5 common financial mistakes to avoid during a crisis
An article from Money & Life, a publication of the FPA.
With Australia recording a spike in the unemployment rate of 6.2% due to the coronavirus, it’s only natural that households feel under enormous financial pressure and face uncertainty about their future. Perhaps you were one of the reported 718,710 without a job in March 2020. In a bid to avoid an economic crisis, the Australian Government’s response was a $320 billion stimulus package announced early in the pandemic and now flowing through to small business owners and households.
The JobSeeker payment of up to $1,162 per fortnight (including the Coronavirus Supplement of $550 paid from late April 2020) may be providing some financial relief. The JobKeeper payment of $1,500 per fortnight is now being paid to small business owners to retain staff and keep Australians working.
In an ideal world, the financial boost should be enough and assumes that everyone was financially prepared for tough times. But in times of crisis, it can all be a little overwhelming.
Here are 5 common financial mistakes to avoid during a crisis and help you get to the other side with minimal money stress:
1. Not paying attention to the household finances
According to a study by Deloitte Access Economics, a worrying 14 per cent of Aussies struggle to pay their bills (including rent, mortgage, utilities and credit cards). The study found that 26 per cent are spending more than they earn and live from pay cheque to pay cheque. Taking time to pay a little more attention to your household budget will help you stay afloat financially and not fall into unnecessary debt.
Start by listing all discretionary spending and reduce non-essential spending as much as you can. Identify those recurring direct debits to subscription services you no longer use. Perhaps home cooking will do rather than Uber Eats.

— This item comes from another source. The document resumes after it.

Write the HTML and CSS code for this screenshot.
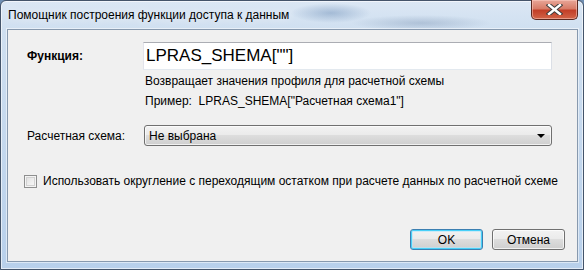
FILE: index.html
```html
<!DOCTYPE html>
<html lang="ru">
<head>
    <meta charset="UTF-8">
    <title>Помощник построения функции доступа к данным</title>
    <link rel="stylesheet" href="styles.css">
</head>
<body>
    <div class="window">
        <div class="titlebar">
            <span class="title">Помощник построения функции доступа к данным</span>
            <button class="close-btn" title="Закрыть">
                <svg width="17" height="11" viewBox="0 0 17 11">
                    <path d="M3 1 L14 10 M14 1 L3 10" stroke="#3d3d3d" stroke-width="4.4" stroke-linecap="square" fill="none"/>
                    <path d="M3 1 L14 10 M14 1 L3 10" stroke="#ffffff" stroke-width="2.4" stroke-linecap="square" fill="none"/>
                </svg>
            </button>
        </div>

        <div class="client">
            <div class="field-row func-row">
                <label class="field-label bold">Функция:</label>
                <input class="func-input" type="text" value='LPRAS_SHEMA[""]'>
            </div>
            <div class="hint">Возвращает значения профиля для расчетной схемы</div>
            <div class="hint example">Пример:&nbsp; LPRAS_SHEMA["Расчетная схема1"]</div>

            <div class="field-row scheme-row">
                <label class="field-label">Расчетная схема:</label>
                <div class="combo">
                    <span>Не выбрана</span>
                    <span class="combo-arrow"></span>
                </div>
            </div>

            <label class="check-row">
                <span class="checkbox"></span>
                Использовать округление с переходящим остатком при расчете данных по расчетной схеме
            </label>

            <div class="buttons">
                <button class="btn btn-default">OK</button>
                <button class="btn">Отмена</button>
            </div>
        </div>
    </div>
</body>
</html>
```

FILE: styles.css
```css
* {
    margin: 0;
    padding: 0;
    box-sizing: border-box;
}

body {
    width: 584px;
    height: 270px;
    overflow: hidden;
    font-family: "Liberation Sans", Arial, sans-serif;
    font-size: 12px;
    color: #000;
    background: #6f8fb3;
}

/* Aero window frame */
.window {
    width: 584px;
    height: 270px;
    display: flex;
    flex-direction: column;
    border: 1px solid #44546a;
    border-radius: 6px 6px 0 0;
    background:
        radial-gradient(ellipse 40px 10px at 330px 12px, rgba(70, 110, 160, 0.35), transparent),
        radial-gradient(ellipse 70px 8px at 420px 22px, rgba(70, 100, 140, 0.25), transparent),
        linear-gradient(180deg, #dbe7f4 0%, #cfdff0 30px, #b8d0eb 100%);
    box-shadow: inset 0 0 0 1px rgba(255, 255, 255, 0.6);
}

.titlebar {
    height: 28px;
    display: flex;
    align-items: flex-start;
    justify-content: space-between;
    padding-left: 7px;
}

.title {
    margin-top: 7px;
    font-size: 12px;
    color: #000;
    text-shadow: 0 0 8px rgba(255, 255, 255, 0.9);
}

.close-btn {
    width: 47px;
    height: 20px;
    margin-top: -1px;
    margin-right: 5px;
    display: flex;
    align-items: center;
    justify-content: center;
    border: 1px solid #5a2820;
    border-top: none;
    border-radius: 0 0 5px 5px;
    background: linear-gradient(180deg, #e8a698 0%, #d87c68 45%, #c23f28 55%, #d26448 100%);
    box-shadow: inset 0 0 0 1px rgba(255, 210, 200, 0.5);
}

/* client area */
.client {
    flex: 1;
    margin: 0 5px 7px 6px;
    display: flex;
    flex-direction: column;
    background: #f0f0f0;
    border: 1px solid #8799ae;
    box-shadow: 0 0 0 1px rgba(255, 255, 255, 0.5);
}

.field-row {
    display: flex;
    align-items: center;
    padding-left: 19px;
}

.field-label {
    width: 116px;
    flex-shrink: 0;
}

.bold {
    font-weight: 700;
}

.func-row {
    margin-top: 12px;
}

.func-input {
    width: 409px;
    height: 28px;
    padding: 0 2px;
    border: 1px solid #e3e9ef;
    border-top-color: #abadb3;
    border-left-color: #e2e3ea;
    border-right-color: #dbdfe6;
    background: #fff;
    font-family: "Liberation Sans", Arial, sans-serif;
    font-size: 17px;
    color: #000;
    outline: none;
}

.hint {
    padding-left: 137px;
    line-height: 16px;
    margin-top: 3px;
}

.hint.example {
    margin-top: 4px;
}

.scheme-row {
    margin-top: 16px;
}

.scheme-row .field-label {
    width: 117px;
}

.combo {
    width: 408px;
    height: 21px;
    display: flex;
    align-items: center;
    justify-content: space-between;
    padding: 0 6px 0 4px;
    border: 1px solid #707070;
    border-radius: 3px;
    background: linear-gradient(180deg, #f2f2f2 0%, #ebebeb 45%, #dddddd 50%, #cfcfcf 100%);
    box-shadow: inset 0 0 0 1px rgba(255, 255, 255, 0.7);
}

.combo-arrow {
    width: 0;
    height: 0;
    border-left: 4px solid transparent;
    border-right: 4px solid transparent;
    border-top: 4px solid #000;
}

.check-row {
    display: flex;
    align-items: center;
    margin-top: 27px;
    padding-left: 16px;
    line-height: 16px;
}

.checkbox {
    width: 13px;
    height: 13px;
    margin-right: 6px;
    flex-shrink: 0;
    border: 1px solid #8e8f8f;
    background: linear-gradient(135deg, #dcdcdc 0%, #f0f0f0 60%, #fbfbfb 100%);
    box-shadow: inset 0 0 0 1px #f4f4f4, inset 0 0 0 2px #d2d2d2;
}

.buttons {
    display: flex;
    justify-content: flex-end;
    gap: 9px;
    margin-top: auto;
    padding: 0 12px 11px 0;
}

.btn {
    width: 73px;
    height: 21px;
    border: 1px solid #707070;
    border-radius: 3px;
    background: linear-gradient(180deg, #f2f2f2 0%, #ebebeb 45%, #dddddd 50%, #cfcfcf 100%);
    box-shadow: inset 0 0 0 1px rgba(255, 255, 255, 0.7);
    font-family: "Liberation Sans", Arial, sans-serif;
    font-size: 12px;
    color: #000;
}

.btn-default {
    border-color: #3c7fb1;
    box-shadow: inset 0 0 0 1px #48d0f8, inset 0 0 0 2px rgba(180, 230, 250, 0.6);
}
```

Schedule a payment plan with essential providers such as utilities and rates. Discuss holiday repayment options with your bank or landlord.
Try using a spreadsheet or budgeting app to make it easier to track your spending during this time. You’ll quickly get a true picture of your financial health.

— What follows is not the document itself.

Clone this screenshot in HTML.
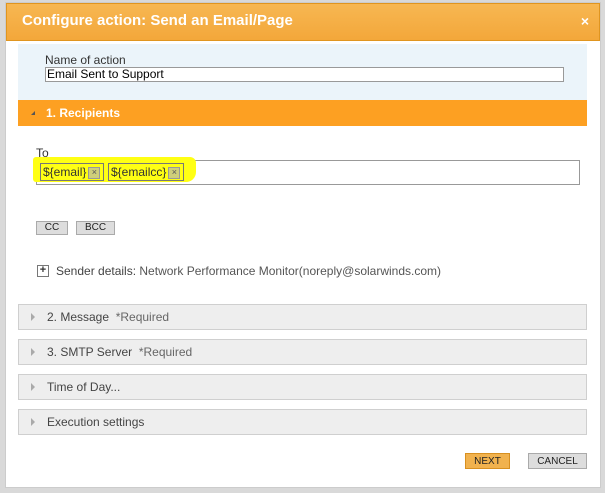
<!DOCTYPE html>
<html><head><style>
body{margin:0;width:605px;height:493px;background:#d9d9d9;font-family:"Liberation Sans",Arial,sans-serif;position:relative;overflow:hidden;font-size:12px;color:#333}
.a{position:absolute}
.dlg{left:5px;top:2px;width:596px;height:486px;background:#fff;border:1px solid #ccc;box-sizing:border-box}
.hdr{left:6px;top:3px;width:594px;height:38px;background:linear-gradient(#f7b752,#f3a73a);border:1px solid #e0951f;box-sizing:border-box;color:#fff;font-weight:bold;font-size:15px;line-height:34px;padding-left:15px}
.sec{left:18px;width:569px;height:26px;background:#eeeeee;border:1px solid #cfcfcf;box-sizing:border-box;line-height:24px;padding-left:28px;color:#444;font-size:12px}
.tri{position:absolute;left:12px;top:8px;width:0;height:0;border-left:4px solid #aaa;border-top:4px solid transparent;border-bottom:4px solid transparent}
.btn{height:16px;border:1px solid #aaa;background:#ddd;box-sizing:border-box;font-size:10px;text-align:center;line-height:14px;color:#222}
.chip{top:163px;height:18px;border:1px solid #777;box-sizing:border-box;font-size:12px;line-height:16px;padding-left:2px;color:#333}
.x{display:inline-block;width:10px;height:10px;border:1px solid #999;background:#cfcf7a;font-size:9px;line-height:9px;text-align:center;vertical-align:middle;margin-left:2px;color:#555}
</style></head><body>
<div class="a dlg"></div>
<div class="a hdr">Configure action: Send an Email/Page<span style="position:absolute;right:10px;top:0;font-size:14px">×</span></div>
<div class="a" style="left:18px;top:44px;width:569px;height:56px;background:#ebf4fa"></div>
<div class="a" style="left:45px;top:53px;font-size:12px">Name of action</div>
<div class="a" style="left:45px;top:67px;width:519px;height:15px;border:1px solid #999;background:#fff;box-sizing:border-box;font-size:12px;line-height:13px;padding-left:1px;color:#000">Email Sent to Support</div>
<div class="a" style="left:18px;top:100px;width:569px;height:26px;background:#fda022;color:#fff;font-weight:bold;line-height:26px;padding-left:28px;box-sizing:border-box">1. Recipients<span style="position:absolute;left:13px;top:11px;width:0;height:0;border-right:4px solid #555;border-top:4px solid transparent"></span></div>
<div class="a" style="left:36px;top:146px">To</div>
<div class="a" style="left:36px;top:160px;width:544px;height:25px;border:1px solid #999;box-sizing:border-box"></div>
<div class="a" style="left:33px;top:157px;width:163px;height:25px;background:#ffff14;border-radius:3px 6px 10px 3px"></div>
<div class="a chip" style="left:40px;width:64px">${email}<span class="x">×</span></div>
<div class="a chip" style="left:108px;width:76px">${emailcc}<span class="x">×</span></div>
<div class="a btn" style="left:36px;top:221px;width:32px;height:14px;line-height:12px">CC</div>
<div class="a btn" style="left:76px;top:221px;width:39px;height:14px;line-height:12px">BCC</div>
<div class="a" style="left:37px;top:265px;width:10px;height:10px;border:1px solid #777;font-size:11px;line-height:9px;text-align:center;font-weight:bold">+</div>
<div class="a" style="left:56px;top:264px;font-size:12px;color:#444">Sender details: <span style="color:#555">Network Performance Monitor(noreply@solarwinds.com)</span></div>
<div class="a sec" style="top:304px"><span class="tri"></span>2. Message&nbsp; <span style="color:#666">*Required</span></div>
<div class="a sec" style="top:339px"><span class="tri"></span>3. SMTP Server&nbsp; <span style="color:#666">*Required</span></div>
<div class="a sec" style="top:374px"><span class="tri"></span>Time of Day...</div>
<div class="a sec" style="top:409px"><span class="tri"></span>Execution settings</div>
<div class="a btn" style="left:465px;top:453px;width:45px;background:#f1b24e;border-color:#d89020;line-height:16px">NEXT</div>
<div class="a btn" style="left:528px;top:453px;width:59px;line-height:16px">CANCEL</div>
</body></html>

2. Not building up emergency funds
The Deloitte study also found 13.4 million Aussies don’t have emergency savings to fall back on if they are out of a job. While we could not have predicted a pandemic, it certainly has exposed the financial vulnerability of not ‘saving for a rainy day’. A general rule of thumb is keeping aside three to six months of living expenses.
With banks letting borrowers hit pause on their home loan repayments, and as many as 375,000 individuals applying for the repayment relief, saving any excess surplus into an emergency fund to cover delayed repayments will see you in a stronger financial position.
3. Making emotional investment decisions
Share market volatility has seen global markets bounce around, resulting in lower investor confidence. With markets falling as much as 37%, you may be thinking of abandoning your long term investment strategy and cashing in your portfolio. However, share markets have proven that a recovery follows a crisis. The Global Financial Crisis of 2007 and the Black Monday Crash of 1987 are good examples. So it makes sense to stay the course with a quality investment strategy whilst reviewing it regularly in line with financial goals.
4. Assuming your estate is in order
Half of Australians do not have a will. Of these, 34 per cent said they ‘haven’t got around to it.’ Without a valid will, your estate affairs end up in chaos. In light of the current pandemic which can have fatal consequences, setting up your estate affairs should be high on your list. A simple will can be drafted up by a lawyer for as little as the cost of smart TV.
5. Not seeking professional advice
In times of financial crisis, it might seem more affordable to take a ‘Do-It-Yourself’ approach to save on costs, rather than seek the advice of a financial advice professional. During COVID-19 crisis, the Australian Government eased the rigid regulatory requirements to allow more access to professional advice. Working alongside a subject matter expert such as a financial planner, may help you achieve a better financial outcome as well as putting your mind at rest about the future.